_Exercise:_ Write out the data below in full, unchanged, minus the images.

___ Data section ___

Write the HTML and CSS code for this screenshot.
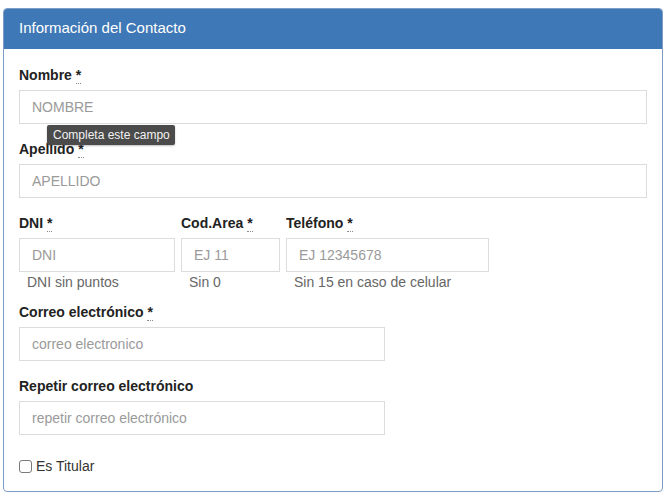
FILE: index.html
```html
<!DOCTYPE html>
<html lang="es">
<head>
<meta charset="utf-8">
<title>Información del Contacto</title>
<link rel="stylesheet" href="styles.css">
</head>
<body>
<div class="panel">
  <div class="panel-heading">Información del Contacto</div>
  <div class="panel-body">
    <div class="form-group has-tip">
      <label class="lbl">Nombre <abbr class="req" title="requerido">*</abbr></label>
      <input class="ctl" type="text" placeholder="NOMBRE">
      <div class="tooltip">Completa este campo</div>
    </div>
    <div class="form-group">
      <label class="lbl">Apellido <abbr class="req" title="requerido">*</abbr></label>
      <input class="ctl" type="text" placeholder="APELLIDO">
    </div>
    <div class="form-row">
      <div class="col col-dni">
        <label class="lbl">DNI <abbr class="req" title="requerido">*</abbr></label>
        <input class="ctl" type="text" placeholder="DNI">
        <p class="help">DNI sin puntos</p>
      </div>
      <div class="col col-area">
        <label class="lbl">Cod.Area <abbr class="req" title="requerido">*</abbr></label>
        <input class="ctl" type="text" placeholder="EJ 11">
        <p class="help">Sin 0</p>
      </div>
      <div class="col col-tel">
        <label class="lbl">Teléfono <abbr class="req" title="requerido">*</abbr></label>
        <input class="ctl" type="text" placeholder="EJ 12345678">
        <p class="help">Sin 15 en caso de celular</p>
      </div>
    </div>
    <div class="form-group narrow">
      <label class="lbl">Correo electrónico <abbr class="req" title="requerido">*</abbr></label>
      <input class="ctl" type="email" placeholder="correo electronico">
    </div>
    <div class="form-group narrow">
      <label class="lbl">Repetir correo electrónico</label>
      <input class="ctl" type="email" placeholder="repetir correo electrónico">
    </div>
    <div class="check">
      <label class="check-lbl"><input class="box" type="checkbox"> Es Titular</label>
    </div>
  </div>
</div>
</body>
</html>
```

FILE: styles.css
```css
html, body {
  margin: 0;
  padding: 0;
  background: #ffffff;
}

body {
  font-family: "Liberation Sans", Arial, sans-serif;
  font-size: 14px;
  line-height: 20px;
  color: #333333;
}

.panel {
  margin: 8px 0 0 3px;
  width: 660px;
  box-sizing: border-box;
  border: 1px solid #7f9cc4;
  border-radius: 4px;
}

.panel-heading {
  background: #3f78b6;
  color: #ffffff;
  font-size: 15px;
  line-height: 18px;
  padding: 10px 15px 12px 15px;
  border-radius: 3px 3px 0 0;
}

.panel-body {
  padding: 16px 15px 15px 15px;
}

.form-group {
  margin-bottom: 15px;
}

.has-tip {
  position: relative;
}

.narrow {
  width: 366px;
}

.lbl {
  display: block;
  font-weight: bold;
  font-size: 14px;
  line-height: 20px;
  margin-bottom: 5px;
  color: #222222;
}

.req {
  text-decoration: none;
  border-bottom: 1px dotted #8a8a8a;
  cursor: help;
}

.ctl {
  display: block;
  width: 100%;
  height: 34px;
  box-sizing: border-box;
  margin: 0;
  padding: 6px 12px;
  border: 1px solid #dcdcdc;
  border-radius: 0;
  background: #ffffff;
  font-family: "Liberation Sans", Arial, sans-serif;
  font-size: 14px;
  line-height: 20px;
  color: #555555;
  outline: none;
}

.ctl::placeholder {
  color: #9a9a9a;
}

.tooltip {
  position: absolute;
  left: 28px;
  top: 60px;
  height: 20px;
  padding: 0 5px 0 6px;
  background: #4b4b4b;
  color: #f2f2f2;
  font-size: 12px;
  line-height: 20px;
  border-radius: 2px;
  white-space: nowrap;
  box-shadow: 0 1px 2px rgba(0, 0, 0, 0.25);
}

.form-row {
  display: flex;
  gap: 6px;
  margin-bottom: 10px;
}

.col-dni { width: 156px; }
.col-area { width: 99px; }
.col-tel { width: 203px; }

.help {
  margin: 0;
  padding-left: 8px;
  font-size: 14px;
  line-height: 20px;
  color: #666666;
  white-space: nowrap;
}

.check {
  margin-top: 21px;
}

.check-lbl {
  display: flex;
  align-items: center;
  font-size: 14px;
  line-height: 20px;
  color: #333333;
}

.box {
  appearance: none;
  -webkit-appearance: none;
  width: 13px;
  height: 13px;
  margin: 0 4px 0 0;
  border: 1px solid #7a7a7a;
  border-radius: 3px;
  background: #ffffff;
  box-sizing: border-box;
}
```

___

_Output of the exercise:_
Write the HTML and CSS code for this screenshot.
FILE: index.html
```html
<!DOCTYPE html>
<html lang="es">
<head>
<meta charset="utf-8">
<title>Información del Contacto</title>
<link rel="stylesheet" href="styles.css">
</head>
<body>
<div class="panel">
  <div class="panel-heading">Información del Contacto</div>
  <div class="panel-body">
    <div class="form-group has-tip">
      <label class="lbl">Nombre <abbr class="req" title="requerido">*</abbr></label>
      <input class="ctl" type="text" placeholder="NOMBRE">
      <div class="tooltip">Completa este campo</div>
    </div>
    <div class="form-group">
      <label class="lbl">Apellido <abbr class="req" title="requerido">*</abbr></label>
      <input class="ctl" type="text" placeholder="APELLIDO">
    </div>
    <div class="form-row">
      <div class="col col-dni">
        <label class="lbl">DNI <abbr class="req" title="requerido">*</abbr></label>
        <input class="ctl" type="text" placeholder="DNI">
        <p class="help">DNI sin puntos</p>
      </div>
      <div class="col col-area">
        <label class="lbl">Cod.Area <abbr class="req" title="requerido">*</abbr></label>
        <input class="ctl" type="text" placeholder="EJ 11">
        <p class="help">Sin 0</p>
      </div>
      <div class="col col-tel">
        <label class="lbl">Teléfono <abbr class="req" title="requerido">*</abbr></label>
        <input class="ctl" type="text" placeholder="EJ 12345678">
        <p class="help">Sin 15 en caso de celular</p>
      </div>
    </div>
    <div class="form-group narrow">
      <label class="lbl">Correo electrónico <abbr class="req" title="requerido">*</abbr></label>
      <input class="ctl" type="email" placeholder="correo electronico">
    </div>
    <div class="form-group narrow">
      <label class="lbl">Repetir correo electrónico</label>
      <input class="ctl" type="email" placeholder="repetir correo electrónico">
    </div>
    <div class="check">
      <label class="check-lbl"><input class="box" type="checkbox"> Es Titular</label>
    </div>
  </div>
</div>
</body>
</html>
```

FILE: styles.css
```css
html, body {
  margin: 0;
  padding: 0;
  background: #ffffff;
}

body {
  font-family: "Liberation Sans", Arial, sans-serif;
  font-size: 14px;
  line-height: 20px;
  color: #333333;
}

.panel {
  margin: 8px 0 0 3px;
  width: 660px;
  box-sizing: border-box;
  border: 1px solid #7f9cc4;
  border-radius: 4px;
}

.panel-heading {
  background: #3f78b6;
  color: #ffffff;
  font-size: 15px;
  line-height: 18px;
  padding: 10px 15px 12px 15px;
  border-radius: 3px 3px 0 0;
}

.panel-body {
  padding: 16px 15px 15px 15px;
}

.form-group {
  margin-bottom: 15px;
}

.has-tip {
  position: relative;
}

.narrow {
  width: 366px;
}

.lbl {
  display: block;
  font-weight: bold;
  font-size: 14px;
  line-height: 20px;
  margin-bottom: 5px;
  color: #222222;
}

.req {
  text-decoration: none;
  border-bottom: 1px dotted #8a8a8a;
  cursor: help;
}

.ctl {
  display: block;
  width: 100%;
  height: 34px;
  box-sizing: border-box;
  margin: 0;
  padding: 6px 12px;
  border: 1px solid #dcdcdc;
  border-radius: 0;
  background: #ffffff;
  font-family: "Liberation Sans", Arial, sans-serif;
  font-size: 14px;
  line-height: 20px;
  color: #555555;
  outline: none;
}

.ctl::placeholder {
  color: #9a9a9a;
}

.tooltip {
  position: absolute;
  left: 28px;
  top: 60px;
  height: 20px;
  padding: 0 5px 0 6px;
  background: #4b4b4b;
  color: #f2f2f2;
  font-size: 12px;
  line-height: 20px;
  border-radius: 2px;
  white-space: nowrap;
  box-shadow: 0 1px 2px rgba(0, 0, 0, 0.25);
}

.form-row {
  display: flex;
  gap: 6px;
  margin-bottom: 10px;
}

.col-dni { width: 156px; }
.col-area { width: 99px; }
.col-tel { width: 203px; }

.help {
  margin: 0;
  padding-left: 8px;
  font-size: 14px;
  line-height: 20px;
  color: #666666;
  white-space: nowrap;
}

.check {
  margin-top: 21px;
}

.check-lbl {
  display: flex;
  align-items: center;
  font-size: 14px;
  line-height: 20px;
  color: #333333;
}

.box {
  appearance: none;
  -webkit-appearance: none;
  width: 13px;
  height: 13px;
  margin: 0 4px 0 0;
  border: 1px solid #7a7a7a;
  border-radius: 3px;
  background: #ffffff;
  box-sizing: border-box;
}
```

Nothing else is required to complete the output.